The next morning, troubled by the conversation, Enzler began thinking about referring to it in the Easter bulletin. Working with his secretary in the church's old offices, he wrote and rewrote three sentences for the Pastor's Corner segment of the bulletin.

"I wanted to be careful to say it well, to say it right," Enzler said. The first version was too heavy on apology. "You want to admit that the church isn't perfect, but the last thing you want is to add fuel to the fire."

This was the crux, he realized, in which the church found itself: It needed to admit missteps, but worried that by doing so, it would fall prey to the accusations of its critics.

With almost four decades in the priesthood, Enzler recalled that some of his most powerful sermons were ones in which he let down his guard and became vulnerable with his flock.
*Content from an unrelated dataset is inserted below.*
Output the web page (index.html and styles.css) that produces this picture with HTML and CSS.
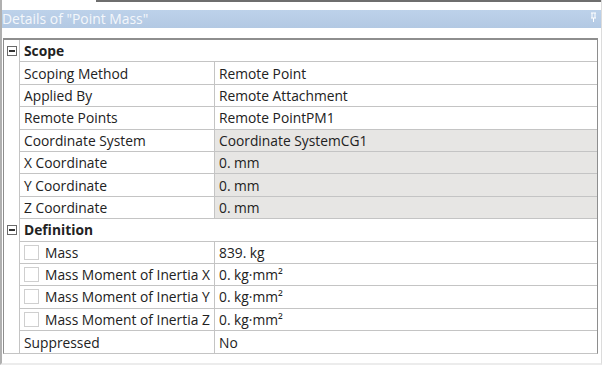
FILE: index.html
```html
<!DOCTYPE html>
<html lang="en">
  <head>
    <meta charset="UTF-8" />
    <title>Details of "Point Mass"</title>
    <link rel="stylesheet" href="styles.css">
  </head>
  <body>
    <main class="panel">
      <div class="top-edge"></div>
      <header class="titlebar">
        <span class="title">Details of "Point Mass"</span>
        <svg class="pin" width="7" height="11" viewBox="0 0 7 11">
          <path d="M1 1h5M2 1v5M5 1v5M1 6h5M3.5 6v4" stroke="#fff" stroke-width="1" fill="none" />
        </svg>
      </header>
      <section class="details">
        <div class="row group">
          <div class="tree"><span class="toggle"></span></div>
          <div class="cell group-name">Scope</div>
        </div>
        <div class="row">
          <div class="tree"></div>
          <div class="cell name">Scoping Method</div>
          <div class="cell value">Remote Point</div>
        </div>
        <div class="row">
          <div class="tree"></div>
          <div class="cell name">Applied By</div>
          <div class="cell value">Remote Attachment</div>
        </div>
        <div class="row">
          <div class="tree"></div>
          <div class="cell name">Remote Points</div>
          <div class="cell value">Remote PointPM1</div>
        </div>
        <div class="row">
          <div class="tree"></div>
          <div class="cell name">Coordinate System</div>
          <div class="cell value readonly">Coordinate SystemCG1</div>
        </div>
        <div class="row">
          <div class="tree"></div>
          <div class="cell name">X Coordinate</div>
          <div class="cell value readonly">0. mm</div>
        </div>
        <div class="row">
          <div class="tree"></div>
          <div class="cell name">Y Coordinate</div>
          <div class="cell value readonly">0. mm</div>
        </div>
        <div class="row">
          <div class="tree"></div>
          <div class="cell name">Z Coordinate</div>
          <div class="cell value readonly">0. mm</div>
        </div>
        <div class="row group">
          <div class="tree"><span class="toggle"></span></div>
          <div class="cell group-name">Definition</div>
        </div>
        <div class="row">
          <div class="tree"></div>
          <div class="cell name"><span class="check"></span>Mass</div>
          <div class="cell value">839. kg</div>
        </div>
        <div class="row">
          <div class="tree"></div>
          <div class="cell name"><span class="check"></span>Mass Moment of Inertia X</div>
          <div class="cell value">0. kg·mm²</div>
        </div>
        <div class="row">
          <div class="tree"></div>
          <div class="cell name"><span class="check"></span>Mass Moment of Inertia Y</div>
          <div class="cell value">0. kg·mm²</div>
        </div>
        <div class="row">
          <div class="tree"></div>
          <div class="cell name"><span class="check"></span>Mass Moment of Inertia Z</div>
          <div class="cell value">0. kg·mm²</div>
        </div>
        <div class="row">
          <div class="tree"></div>
          <div class="cell name">Suppressed</div>
          <div class="cell value">No</div>
        </div>
      </section>
    </main>
  </body>
</html>
```

FILE: styles.css
```css
* {
  box-sizing: border-box;
  margin: 0;
  padding: 0;
}
:root {
  --grid-line: #c4c4c4;
  --frame: #8e8e8e;
  --title-blue: #b8cee7;
  --readonly: #e7e6e4;
  --text: #222;
}
body {
  background: #fff;
  font-family: "Open Sans", "Noto Sans", sans-serif;
  font-size: 13.8px;
  color: var(--text);
  width: 602px;
  height: 365px;
  overflow: hidden;
}
.panel {
  height: 100%;
  border-left: 2px solid #b0b0b0;
  border-right: 1px solid #dcdcdc;
  border-bottom: 2px solid #ececec;
  display: flex;
  flex-direction: column;
}
.top-edge {
  height: 2px;
  margin-left: 94px;
  background: #6e6e6e;
}
.titlebar {
  margin-top: 8px;
  height: 18px;
  background: linear-gradient(#bdd2ea, #b3c9e3);
  display: flex;
  align-items: center;
  justify-content: space-between;
  padding: 0 4px 0 0;
}
.titlebar .title {
  color: #f4f7fb;
  font-size: 13.9px;
  line-height: 18px;
}
.titlebar .pin {
  margin-top: -4px;
}
/* property grid */
.details {
  margin: 10px 3px 0 1px;
  border-top: 2px solid var(--frame);
  border-left: 1px solid var(--frame);
  border-right: 1px solid var(--frame);
  border-bottom: 1px solid var(--grid-line);
  display: flex;
  flex-direction: column;
}
.details .row {
  display: grid;
  grid-template-columns: 16px 194px 1fr;
  height: 22.4px;
}
.details .tree {
  display: flex;
  align-items: center;
  justify-content: center;
  border-right: 1px solid var(--grid-line);
}
.details .toggle {
  position: relative;
  width: 10px;
  height: 10px;
  border: 1px solid #6a6a6a;
  background: #fff;
}
.details .toggle::after {
  content: "";
  position: absolute;
  left: 1px;
  top: 3px;
  width: 6px;
  height: 2px;
  background: #333;
}
.details .cell {
  display: flex;
  align-items: center;
  padding-left: 4px;
  white-space: nowrap;
  border-bottom: 1px solid var(--grid-line);
}
.details .row:last-child .cell {
  border-bottom: none;
}
.details .group-name {
  grid-column: 2 / 4;
  font-weight: bold;
}
.details .value {
  border-left: 1px solid var(--grid-line);
}
.details .value.readonly {
  background: var(--readonly);
}
.details .check {
  width: 15px;
  height: 15px;
  border: 1px solid #cfcfcf;
  margin-right: 6px;
}
```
By sharing his struggles, he thought, his parishioners could see the true heart of the church and its priests. They, too, struggle at times with mistakes. They, too, agonize over how to fix them. They, too, need grace and prayer.
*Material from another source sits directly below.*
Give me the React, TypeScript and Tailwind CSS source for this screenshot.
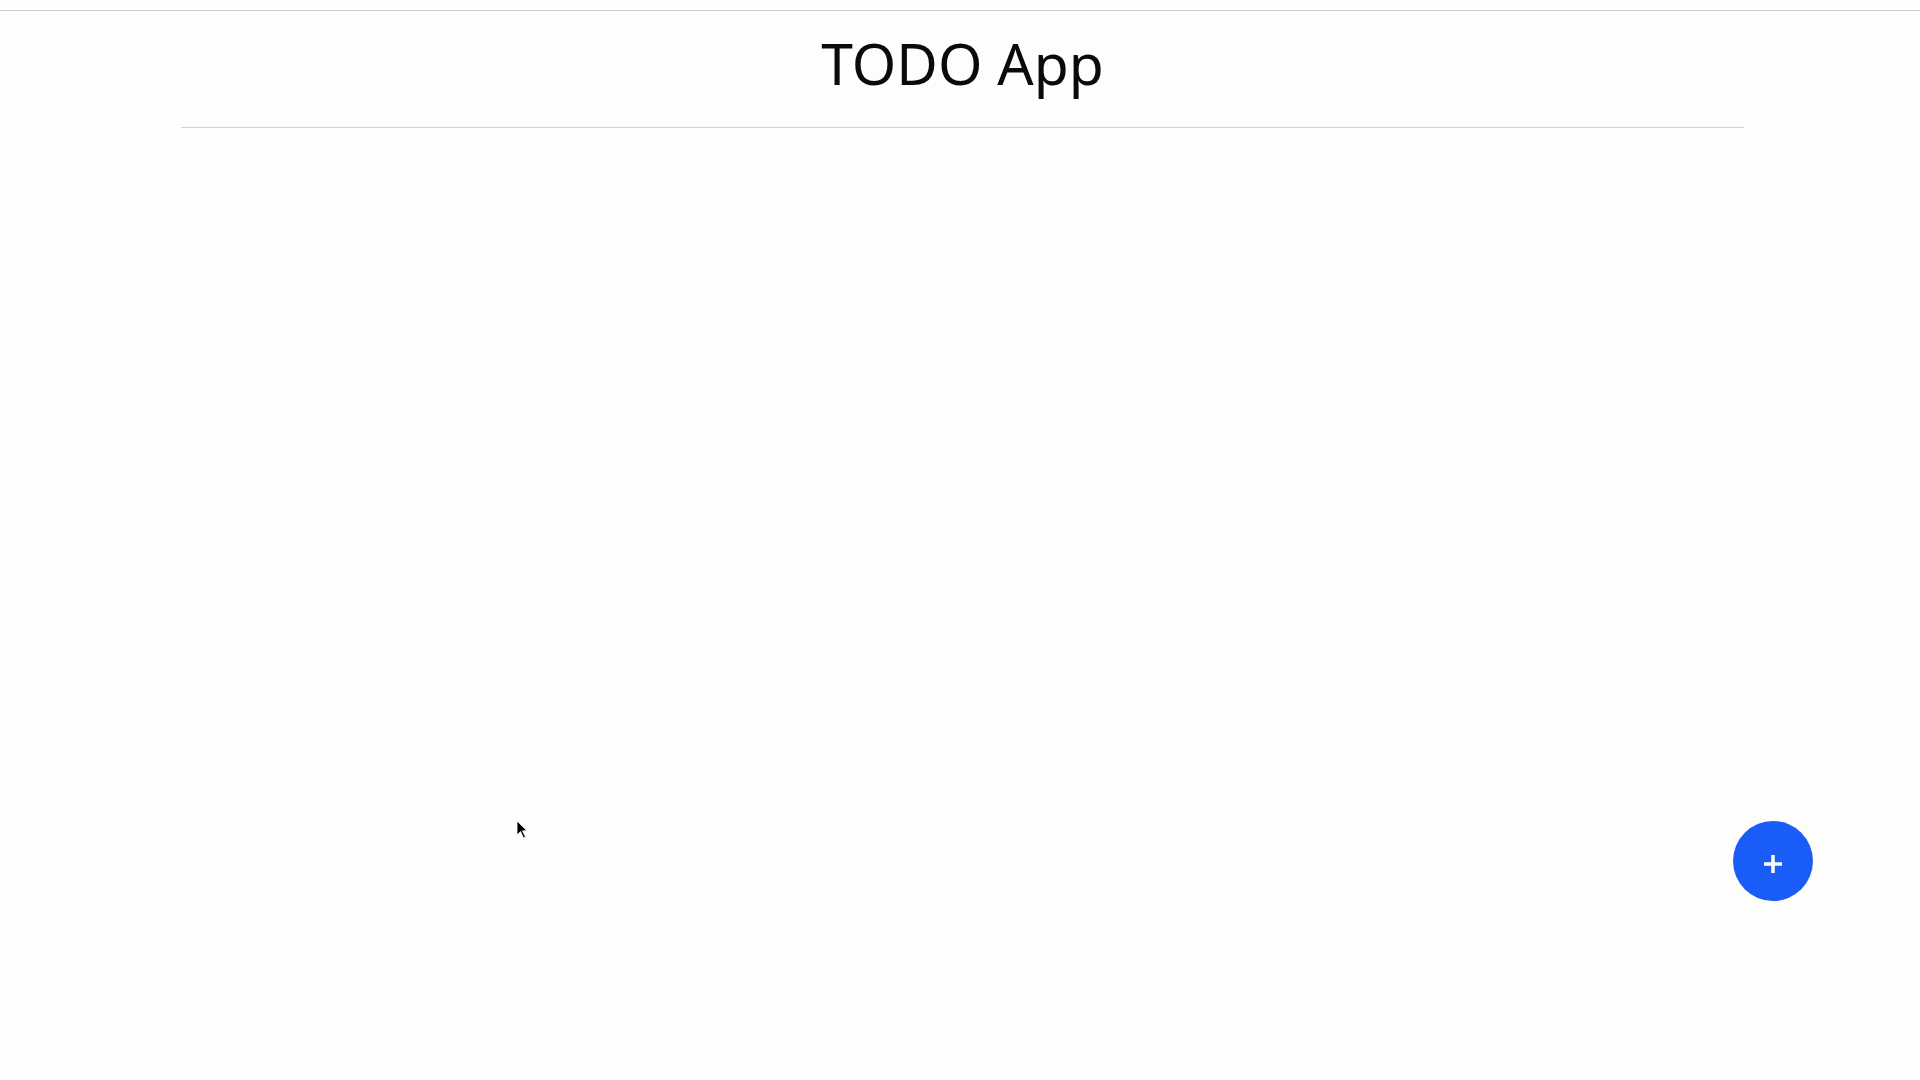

In the end, he settled on this phrasing: "I think it is fair to say that the child abuse issue has not always been handled well by the church. Today I pray for all victims of abuse, their families and the Church. Amidst our shared pain, we gather in hope and prayer and, yes, the spirit of the Resurrection."

And after a few more days of reflection, Enzler has decided that he must also find a way to address the issue in his Easter homily. He knows Easter will draw one of the year's biggest turnouts -- as many as 4,500 at his large, active parish. The crowd will include Catholics he sees only once or twice a year, those at the edge of their faith, floundering and questioning the Church.

"They are the ones I worry about most," he said in his office this week. "They are the ones who most need to hear that, yes, as a Church, we are far from perfect, but there is an honest, concerted effort to address this."

And so, with Easter near, he sits in his study, deep in the recesses of the church, praying that the right words will come.